Andrew Murray was possibly the strongest spokesman of the Philadelphian age to expound the Body's necessity to abide in Christ, like the Apostle John before him.
Murray was born into a family of four children in the then remote Graaff-Reinet region (near the Cape) of South Africa. Educated in Scotland, which was followed by theological studies in Holland, Andrew returned to his native land to work as a missionary and minister. Given the daunting task of ministering to Bloemfontein, a remote region of 50,000 square miles and 12,000 people beyond the Orange River, Murray already began to sense the need to for the "deeper Christian life".
Though successful in preaching and bringing many to Christ, Murray found many of his greatest lessons in the School of Suffering, as will all who follow in the path of obedience.

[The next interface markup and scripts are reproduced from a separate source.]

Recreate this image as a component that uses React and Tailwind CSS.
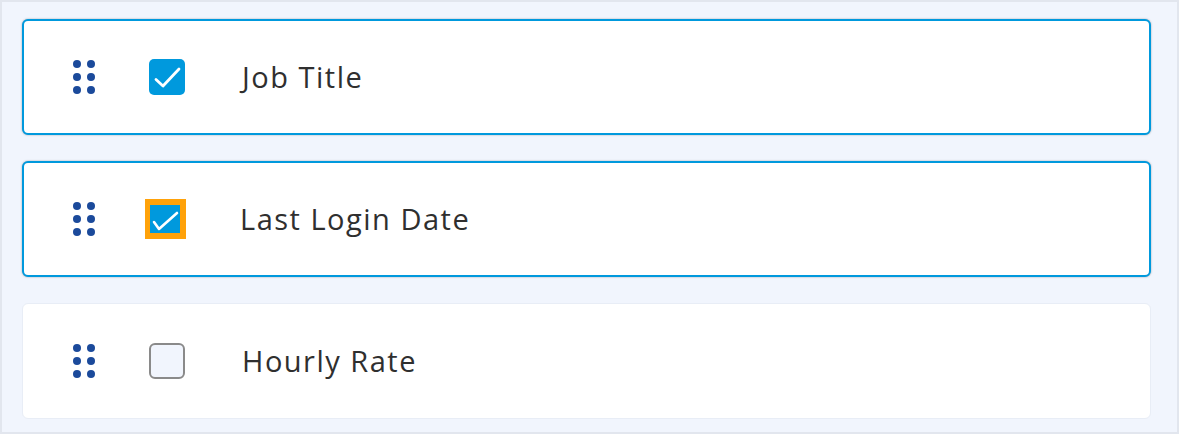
import React, { useState } from 'react';

const fields = [
  { id: 'jobTitle', label: 'Job Title', checked: true, focused: false },
  { id: 'lastLogin', label: 'Last Login Date', checked: true, focused: true },
  { id: 'hourlyRate', label: 'Hourly Rate', checked: false, focused: false },
];

const DragHandle = () => (
  <svg width="22" height="34" viewBox="0 0 22 34" className="shrink-0">
    {[4, 17, 30].map((cy) =>
      [4, 18].map((cx) => <circle key={`${cx}-${cy}`} cx={cx} cy={cy} r="4" fill="#1b4a9b" />)
    )}
  </svg>
);

const Checkbox = ({ checked, focused, onToggle }) => {
  if (focused) {
    return (
      <button onClick={onToggle} className="w-[41px] h-[40px] bg-[#ffa20a] flex items-center justify-center shrink-0">
        <span className="w-[30px] h-[28px] bg-[#0099dd] block">
          {checked && (
            <svg width="30" height="28" viewBox="0 0 30 28" fill="none">
              <path d="M4 17l5 7L27 8" stroke="white" strokeWidth="2.6" strokeLinecap="round" strokeLinejoin="round" />
            </svg>
          )}
        </span>
      </button>
    );
  }
  if (checked) {
    return (
      <button onClick={onToggle} className="w-[36px] h-[36px] rounded-[5px] bg-[#0099dd] shrink-0">
        <svg width="36" height="36" viewBox="0 0 36 36" fill="none">
          <path d="M7 20.5l7 6.5L30 10" stroke="white" strokeWidth="2.8" strokeLinecap="round" strokeLinejoin="round" />
        </svg>
      </button>
    );
  }
  return (
    <button onClick={onToggle} className="w-[36px] h-[36px] rounded-[6px] border-2 border-[#8a8a8a] bg-[#f1f5fd] shrink-0" />
  );
};

export default function App() {
  const [items, setItems] = useState(fields);

  const toggle = (id) => {
    setItems((prev) => prev.map((f) => (f.id === id ? { ...f, checked: !f.checked } : f)));
  };

  return (
    <div
      className="w-[1179px] h-[434px] border-2 border-[#e2e6ee] bg-[#f1f5fd] pl-5 pr-[26px] pt-[17px] flex flex-col gap-[26px]"
      style={{ fontFamily: '"Open Sans", Lato, sans-serif' }}
    >
      {items.map((f) => (
        <div
          key={f.id}
          className={
            'h-[116px] rounded-[6px] bg-white flex items-center ' +
            (f.checked
              ? 'border-2 border-[#0099dd] shadow-[0_0_2px_rgba(0,0,0,0.35)]'
              : 'border border-[#e8edf6]')
          }
        >
          <div className={f.checked ? 'pl-[49px]' : 'pl-[50px]'}>
            <DragHandle />
          </div>
          <div className={'flex items-center justify-center w-[42px] ' + (f.focused ? 'ml-[49px]' : 'ml-[51px]')}>
            <Checkbox checked={f.checked} focused={f.focused} onToggle={() => toggle(f.id)} />
          </div>
          <span className="ml-[54px] text-[29px] text-[#2f2f2f] tracking-[1.5px]">{f.label}</span>
        </div>
      ))}
    </div>
  );
}
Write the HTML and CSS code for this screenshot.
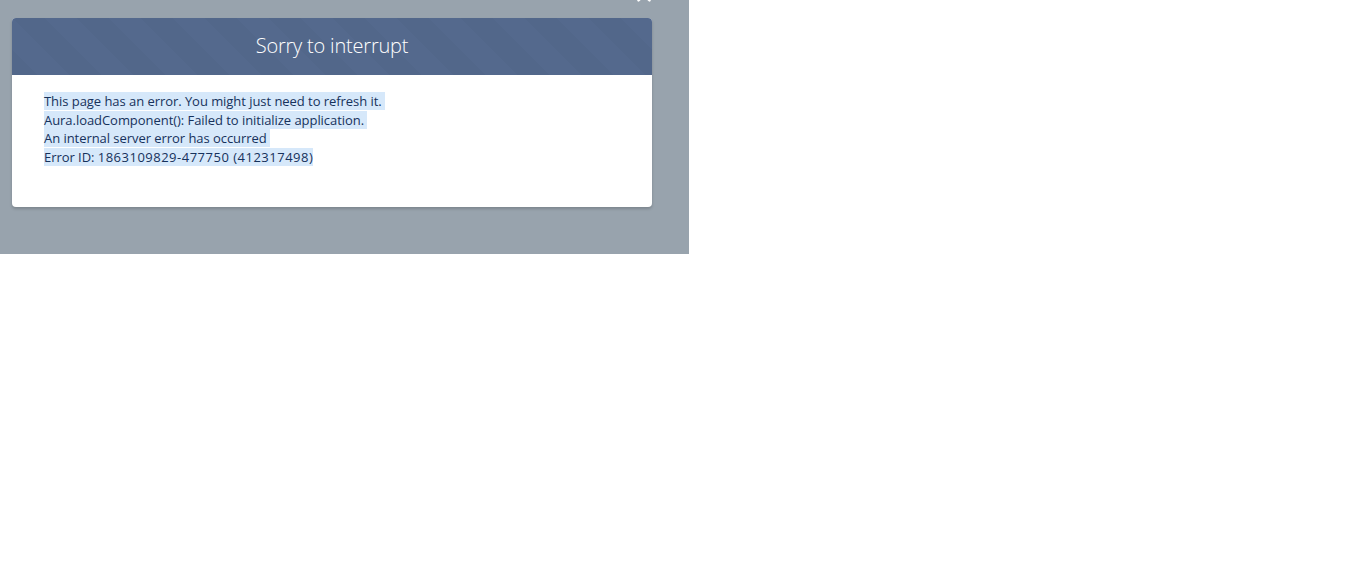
FILE: index.html
```html
<!DOCTYPE html>
<html lang="en">
<head>
<meta charset="utf-8">
<title>Sorry to interrupt</title>
<link rel="stylesheet" href="styles.css">
</head>
<body>
<div class="backdrop">
  <div class="modal">
    <button class="close" aria-label="Close">
      <svg viewBox="0 0 14 14" width="14" height="14"><path d="M1.5 1.5 L12.5 12.5 M12.5 1.5 L1.5 12.5" stroke="#fff" stroke-width="2.4" stroke-linecap="round" fill="none"/></svg>
    </button>
    <header class="modal-header">
      <h2 class="title">Sorry to interrupt</h2>
    </header>
    <div class="modal-body">
      <div class="line"><span class="sel">This page has an error. You might just need to refresh it. </span></div>
      <div class="line"><span class="sel">Aura.loadComponent(): Failed to initialize application. </span></div>
      <div class="line"><span class="sel">An internal server error has occurred </span></div>
      <div class="line"><span class="sel">Error ID: <span class="num">1863109829-477750 (412317498)</span></span></div>
    </div>
  </div>
</div>
</body>
</html>
```

FILE: styles.css
```css
html, body {
  margin: 0;
  padding: 0;
  background: #fff;
}
body {
  font-family: "Open Sans", "Liberation Sans", sans-serif;
}
.backdrop {
  width: 689px;
  height: 254px;
  background: #98a3ad;
  padding: 18px 0 0 12px;
  box-sizing: border-box;
  overflow: hidden;
}
.modal {
  position: relative;
  width: 640px;
  border-radius: 4px;
  background: #fff;
  box-shadow: 0 2px 3px rgba(0, 0, 0, 0.18);
}
.close {
  position: absolute;
  right: 1px;
  top: -30px;
  width: 14px;
  height: 14px;
  padding: 0;
  border: 0;
  background: transparent;
  line-height: 0;
}
.modal-header {
  height: 57px;
  border-radius: 4px 4px 0 0;
  background-color: #54698d;
  background-image: linear-gradient(45deg, rgba(0,0,0,0.025) 25%, transparent 25%, transparent 50%, rgba(0,0,0,0.025) 50%, rgba(0,0,0,0.025) 75%, transparent 75%, transparent);
  background-size: 64px 64px;
  display: flex;
  align-items: center;
  justify-content: center;
}
.title {
  margin: 0;
  color: #fff;
  font-size: 20px;
  font-weight: 300;
  line-height: 1.25;
  letter-spacing: -0.2px;
  padding-bottom: 2px;
}
.modal-body {
  padding: 17px 32px 41px;
  color: #16325c;
  font-size: 13px;
  line-height: 18.5px;
  letter-spacing: -0.05px;
}
.line {
  white-space: pre;
}
.sel {
  background: #d6e8fa;
}
.num {
  letter-spacing: 0.5px;
}
```
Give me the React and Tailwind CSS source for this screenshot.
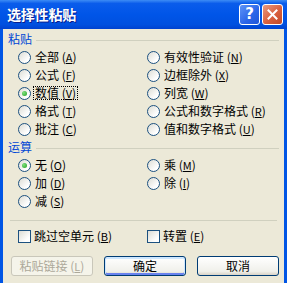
import React from 'react';

const font = { fontFamily: '"Noto Sans CJK SC", "Noto Sans", sans-serif' };

const Radio = ({ label, mnemonic, checked, focused }) => (
   <div className="h-[18px] flex items-center">
      <span className="w-[13px] h-[13px] rounded-full border border-[#1C5180] bg-[linear-gradient(135deg,#DCDCD4,#FFFFFF_75%)] flex items-center justify-center shrink-0">
         {checked && <span className="w-[5px] h-[5px] rounded-full bg-[radial-gradient(circle_at_35%_35%,#7FE07F,#21A121)]"></span>}
      </span>
      <span className={`ml-[2px] px-[1px] leading-[12px] text-[12px] text-black whitespace-nowrap border ${focused ? 'border-dotted border-black' : 'border-transparent'}`}>
         {label} (<span className="underline text-[11px]">{mnemonic}</span>)
      </span>
   </div>
);

const Checkbox = ({ label, mnemonic }) => (
   <div className="h-[18px] flex items-center">
      <span className="w-[13px] h-[13px] border border-[#1C5180] bg-[linear-gradient(135deg,#DCDCD4,#FFFFFF_75%)] shrink-0"></span>
      <span className="ml-[3px] text-[12px] leading-[12px] text-black whitespace-nowrap">
         {label} (<span className="underline text-[11px]">{mnemonic}</span>)
      </span>
   </div>
);

const GroupLabel = ({ children }) => (
   <div className="flex items-center h-[12px]">
      <span className="text-[12px] leading-[12px] text-[#0046D5] whitespace-nowrap">{children}</span>
      <span className="ml-[4px] mt-[3px] flex-1 h-[2px] border-t border-[#D0D0BF] border-b-white"></span>
   </div>
);

const App = () => {
   return (
      <div className="w-[287px] h-[283px] flex flex-col bg-[#ECE9D8] overflow-hidden" style={font}>
         <div className="h-[29px] flex items-center pl-[7px] pr-[4px] bg-[linear-gradient(to_bottom,#3D8CF5_0%,#0A5CEB_12%,#0055E8_50%,#0050DF_85%,#0042CF_100%)]">
            <span className="text-white font-bold text-[14px] tracking-[-0.2px] [text-shadow:1px_1px_0_#0A1E8C]">选择性粘贴</span>
            <div className="ml-auto flex gap-[2px]">
               <div className="w-[21px] h-[21px] rounded-[3px] border border-white bg-[linear-gradient(135deg,#5E95F7,#2A64E8_60%,#1F55D8)] flex items-center justify-center">
                  <span className="text-white font-bold text-[15px] leading-none" style={{ fontFamily: '"DejaVu Sans", sans-serif' }}>?</span>
               </div>
               <div className="w-[21px] h-[21px] rounded-[3px] border border-white bg-[linear-gradient(135deg,#E89A80,#D9603E_55%,#C24A28)] flex items-center justify-center">
                  <svg width="11" height="11" viewBox="0 0 11 11">
                     <path d="M1.5 1.5 L9.5 9.5 M9.5 1.5 L1.5 9.5" stroke="white" strokeWidth="2" strokeLinecap="square" />
                  </svg>
               </div>
            </div>
         </div>
         <div className="flex-1 border-x-[3px] border-[#0055E5] pl-[5px] pr-[5px] pt-[4px] flex flex-col">
            <GroupLabel>粘贴</GroupLabel>
            <div className="mt-[3px] pl-[10px] grid grid-cols-[129px_1fr]">
               <div className="flex flex-col">
                  <Radio label="全部" mnemonic="A" />
                  <Radio label="公式" mnemonic="F" />
                  <Radio label="数值" mnemonic="V" checked focused />
                  <Radio label="格式" mnemonic="T" />
                  <Radio label="批注" mnemonic="C" />
               </div>
               <div className="flex flex-col">
                  <Radio label="有效性验证" mnemonic="N" />
                  <Radio label="边框除外" mnemonic="X" />
                  <Radio label="列宽" mnemonic="W" />
                  <Radio label="公式和数字格式" mnemonic="R" />
                  <Radio label="值和数字格式" mnemonic="U" />
               </div>
            </div>
            <div className="mt-[3px]">
               <GroupLabel>运算</GroupLabel>
            </div>
            <div className="mt-[3px] pl-[10px] grid grid-cols-[129px_1fr]">
               <div className="flex flex-col">
                  <Radio label="无" mnemonic="O" checked />
                  <Radio label="加" mnemonic="D" />
                  <Radio label="减" mnemonic="S" />
               </div>
               <div className="flex flex-col">
                  <Radio label="乘" mnemonic="M" />
                  <Radio label="除" mnemonic="I" />
               </div>
            </div>
            <div className="mt-[10px] mx-[2px] h-[2px] border-t border-[#D0D0BF] border-b-white"></div>
            <div className="mt-[5px] pl-[10px] grid grid-cols-[129px_1fr]">
               <Checkbox label="跳过空单元" mnemonic="B" />
               <Checkbox label="转置" mnemonic="E" />
            </div>
            <div className="mt-[11px] pl-[3px] flex gap-[11px]">
               <button className="w-[82px] h-[20px] rounded-[3px] border border-[#C9C7BA] bg-[#F5F4EA] text-[12px] leading-none text-[#ACA899] flex items-center justify-center">
                  粘贴链接 (<span className="underline text-[11px]">L</span>)
               </button>
               <button className="w-[82px] h-[20px] rounded-[3px] border border-[#003C74] bg-[linear-gradient(to_bottom,#FFFFFF,#F0F0EA_80%,#D8D2C6)] shadow-[inset_0_1px_0_1px_#CEE7FF,inset_0_-1px_0_1px_#6982EE] text-[12px] leading-none text-black flex items-center justify-center">
                  确定
               </button>
               <button className="w-[82px] h-[20px] rounded-[3px] border border-[#003C74] bg-[linear-gradient(to_bottom,#FFFFFF,#F0F0EA_80%,#D8D2C6)] text-[12px] leading-none text-black flex items-center justify-center">
                  取消
               </button>
            </div>
         </div>
      </div>
   );
};

export default App;
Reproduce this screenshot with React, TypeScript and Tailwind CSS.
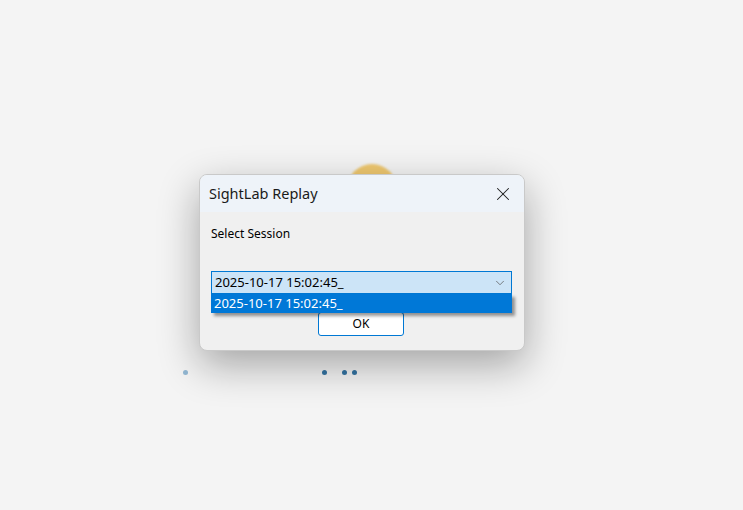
import { ChevronDown, X } from 'lucide-react';

const sessions = ['2025-10-17 15:02:45_'];

function SessionCombo() {
  return (
    <div className="relative mt-[28px] w-[301px]">
      <div className="flex h-[23px] items-center justify-between border border-[#0078d4] bg-[#cce4f7] pl-[3px] pr-[4px]">
        <span className="text-[13px] text-black">{sessions[0]}</span>
        <ChevronDown className="h-[14px] w-[14px] text-[#555]" strokeWidth={1.25} />
      </div>
      <ul className="absolute left-0 top-[23px] z-10 w-[301px] shadow-[3px_3px_3px_rgba(0,0,0,0.4)]">
        {sessions.map((s) => (
          <li key={s} className="flex h-[19px] items-center bg-[#0078d7] pl-[3px] text-[13px] text-white">
            {s}
          </li>
        ))}
      </ul>
    </div>
  );
}

export default function App() {
  return (
    <div
      className="relative h-[510px] w-full overflow-hidden bg-[#f4f4f4]"
      style={{ fontFamily: '"Noto Sans", "Open Sans", sans-serif' }}
    >
      {/* splash screen behind the dialog */}
      <div className="absolute left-[347px] top-[164px] h-[50px] w-[50px] rounded-full bg-[#efc870] blur-[1px]" />
      <div className="absolute left-[183px] top-[370px] flex items-center">
        <span className="h-[5px] w-[5px] rounded-full bg-[#93b8d3]" />
        <span className="ml-[134px] h-[5px] w-[5px] rounded-full bg-[#3474a3]" />
        <span className="ml-[15px] h-[5px] w-[5px] rounded-full bg-[#3474a3]" />
        <span className="ml-[5px] h-[5px] w-[5px] rounded-full bg-[#3474a3]" />
      </div>

      <div className="relative pl-[199px] pt-[174px]">
        <section className="w-[326px] overflow-hidden rounded-[8px] border border-[#c9c9c9] bg-[#f0f0f0] shadow-[0_14px_40px_rgba(0,0,0,0.33)]">
          <header className="flex h-[37px] items-center justify-between bg-[#eef3f9] pl-[9px] pr-[10px]">
            <h1 className="text-[14.5px] text-[#1a1a1a]">SightLab Replay</h1>
            <X className="h-[22px] w-[22px] text-[#1a1a1a]" strokeWidth={1.1} />
          </header>
          <div className="px-[11px] pb-[14px] pt-[13px]">
            <p className="text-[12px] text-black">Select Session</p>
            <SessionCombo />
            <div className="mt-[18px] flex justify-center pr-[2px]">
              <button className="h-[24px] w-[86px] rounded-[3px] border border-[#0078d4] bg-white text-[12px] text-black">
                OK
              </button>
            </div>
          </div>
        </section>
      </div>
    </div>
  );
}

Andrew Murray was one of four children born to Pastor Andrew, Sr., and Maria Murray. He was raised in what was considered to be the most remote corner of the world - Graaff-Reinet, South Africa. Educated in Scotland and Holland, in 1848 Andrew, Jr., returned to South Africa as a missionary and minister with the Dutch Reformed Church. His first appointment was to Bloemfontein, a territory of nearly 50,000 square miles and 12,000 people.
Andrew and his brother John had been in close contact with a revival movement in Scotland, an evangelical extension of the ongoing Second Great Awakening in America. He prayed for the same sort of awakening for the church in South Africa and wrote, "My prayer is for revival, but I am held back by the increasing sense of my own unfitness for the work. I lament the awful pride and self complacency that have till now ruled my heart. O that I may be more and more a minister of the Spirit." (J. du Plessis, The Life of Andrew Murray)
In 1860, revival did come to the churches of Cape Town, South Africa, and subsequently spread to surrounding towns and villages. Even remote farms and plantations felt the impact as lives were changed. Where once the churches had not been able to find one man ready to be a leader for God, the revival raised up 50 in Murray's Cape Town parish alone. There were more conversions in one month in that parish than in the whole course of its previous history. (Leona Choy, Andrew Murray: Apostle of Abiding Love)
Greatly concerned for the spiritual guidance of new converts and renewed Christians, Andrew Murray wrote over 240 books. His writings reflect his own longing for a deeper life in Christ and his prayer that others would long for and experience that life as well.